風間薫『真犯人 「三億円事件」31年目の真実』(徳間書店)


発行:1999.2.28



 3億円事件に直接かかわった女性が、事件から31年後に語った事件の真相? 時代を象徴する事件の裏にはまさしく今世紀最後の謎に相応しい驚くべき構造が隠されていた!(広告より引用)
 1999年2月、徳間社より単行本刊行。

【目次】
 第I部
 第II部
 第III部

 三億円事件ほど、想像を掻き立てられるものはない。死者どころか、怪我人すら出ない鮮やかな犯行(もっとも、マスコミ被害で亡くなった方はいたが)。そして全く尻尾を掴ませずに逃げおおせた結末。プロから素人まで山ほどの人物が色々な推理を組み立ててきたが、未だ犯人は捕まらない。
 本書は、当時美術学生で、ほんのちょっとだけ事件に関わったという著者が、自費出版である坊城ミス『記憶のカルテ 権力への挑戦? そして完全犯罪は終わった』を読んで、それは違う、仲間が行った犯行を自らがやったように書いたものだ、と訴えて「真実」を書いた作品……らしい。「らしい」と書いたのは、とても本書が「真実」とは思えなかったからだし、もちろん坊城ミス、後の中原みすず『初恋』(リトルモア)が「真実」だったとは到底思えない。
 第I部は当時の事件を報道や多数の出版物から振り返り、捜査は間違っていた、などと批判するもの。色々なところで書かれていたものをつぎはぎしただけとしか思えないような内容であり、読む価値は無い。それでもまだ我慢して読んでいたが、第II部で「真実」が書かれると、これがもう読みにくい。自分の感情先走りで日本語になっていない文章が多いし、一体何を言いたいのかわからない感情だけを吐露したものが目立つ。『記憶のカルテ』の批判を繰り返し、嘘を指摘しながら、実際はこうだったなどと書いているのだが、もうだめ。何度ギブアップしようかと思ったことか。いや、実際はギブアップしているのに等しい。一応ページは捲ったが、何も頭に入ってこないのだから。引用なのか、内心の感情なのか、過去の追憶なのか、何を言いたいのかわからない文章がしょっちゅう挟まれており、とてもじゃないが読む気など全く起きない。
 第IIIはその後について。これも同様。結局何を言いたいのかさっぱりわからないまま終わった。

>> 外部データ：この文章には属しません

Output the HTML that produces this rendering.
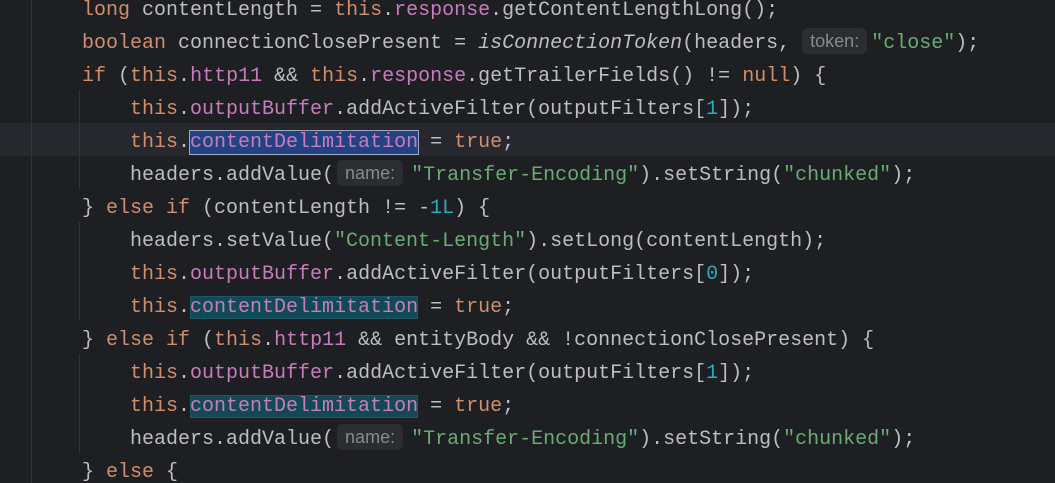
<!DOCTYPE html><html><head><style>
html,body{margin:0;width:1055px;height:483px;overflow:hidden}
body{background:#1e1f22;position:relative;font-family:"Liberation Mono",monospace;font-size:20px;color:#bcbec4}
.l{position:absolute;left:0;height:33px;line-height:33px;white-space:pre;width:1055px}
.k{color:#cf8e6d}.f{color:#c77dbb}.s{color:#6aab73}.n{color:#2aacb8}.i{font-style:italic}
.h{display:inline-block;background:#2b2d30;color:#868a91;font-family:"Liberation Sans",sans-serif;font-size:18px;line-height:26px;height:26px;padding:0 8px;border-radius:6px;vertical-align:1px;margin:0 8px 0 3px}
.sel{background:#214283;outline:1px solid #a0a8c0;outline-offset:0}
.oc{background:#114957;box-shadow:inset 0 0 0 1px #1d5866}
.g{position:absolute;width:1px;background:#313338}
</style></head><body>
<div class="l" style="top:123px;background:#26282e"></div>
<div class="g" style="left:31px;top:0;height:483px"></div>
<div class="g" style="left:79px;top:90px;height:99px"></div>
<div class="g" style="left:79px;top:222px;height:99px"></div>
<div class="g" style="left:79px;top:354px;height:99px"></div>
<div class="l" style="top:-6px;padding-left:82px"><span class="k">long</span> contentLength = <span class="k">this</span>.<span class="f">response</span>.getContentLengthLong();</div>
<div class="l" style="top:27px;padding-left:82px"><span class="k">boolean</span> connectionClosePresent = <span class="i">isConnectionToken</span>(headers, <span class="h" style="margin-left:0;margin-right:4px">token:</span><span class="s">"close"</span>);</div>
<div class="l" style="top:60px;padding-left:82px"><span class="k">if</span> (<span class="k">this</span>.<span class="f">http11</span> &amp;&amp; <span class="k">this</span>.<span class="f">response</span>.getTrailerFields() != <span class="k">null</span>) {</div>
<div class="l" style="top:93px;padding-left:130px"><span class="k">this</span>.<span class="f">outputBuffer</span>.addActiveFilter(outputFilters[<span class="n">1</span>]);</div>
<div class="l" style="top:126px;padding-left:130px"><span class="k">this</span>.<span class="f sel">contentDelimitation</span> = <span class="k">true</span>;</div>
<div class="l" style="top:159px;padding-left:130px">headers.addValue(<span class="h">name:</span><span class="s">"Transfer-Encoding"</span>).setString(<span class="s">"chunked"</span>);</div>
<div class="l" style="top:192px;padding-left:82px">} <span class="k">else if</span> (contentLength != -<span class="n">1L</span>) {</div>
<div class="l" style="top:225px;padding-left:130px">headers.setValue(<span class="s">"Content-Length"</span>).setLong(contentLength);</div>
<div class="l" style="top:258px;padding-left:130px"><span class="k">this</span>.<span class="f">outputBuffer</span>.addActiveFilter(outputFilters[<span class="n">0</span>]);</div>
<div class="l" style="top:291px;padding-left:130px"><span class="k">this</span>.<span class="f oc">contentDelimitation</span> = <span class="k">true</span>;</div>
<div class="l" style="top:324px;padding-left:82px">} <span class="k">else if</span> (<span class="k">this</span>.<span class="f">http11</span> &amp;&amp; entityBody &amp;&amp; !connectionClosePresent) {</div>
<div class="l" style="top:357px;padding-left:130px"><span class="k">this</span>.<span class="f">outputBuffer</span>.addActiveFilter(outputFilters[<span class="n">1</span>]);</div>
<div class="l" style="top:390px;padding-left:130px"><span class="k">this</span>.<span class="f oc">contentDelimitation</span> = <span class="k">true</span>;</div>
<div class="l" style="top:423px;padding-left:130px">headers.addValue(<span class="h">name:</span><span class="s">"Transfer-Encoding"</span>).setString(<span class="s">"chunked"</span>);</div>
<div class="l" style="top:456px;padding-left:82px">} <span class="k">else</span> {</div>
</body></html>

 「苦痛」、その一言でこの本のすべてが言い表せる。評判になった記憶など全くないし、これがその後の「三億円事件の真相」に関わってきたという記憶もない。単なる世迷言としか言いようがない。徳間だから自費出版ではないと思うが、よくこれを世に出す気になったものだと呆れてしまった。
 作者の風間薫は1950年生まれ、沖縄生まれのジャンクアーティストのこと。もちろん実名ではないだろうし、この名前で活動していることもないだろう。東京と沖縄を往復しつつ、美術・映像・演劇の分野で活動を続けているとのことだが、聞いたこともない。有名人の変名だとしたらすごいが、多分無名の人だろう。
 何度でも言おう。「苦痛」だった。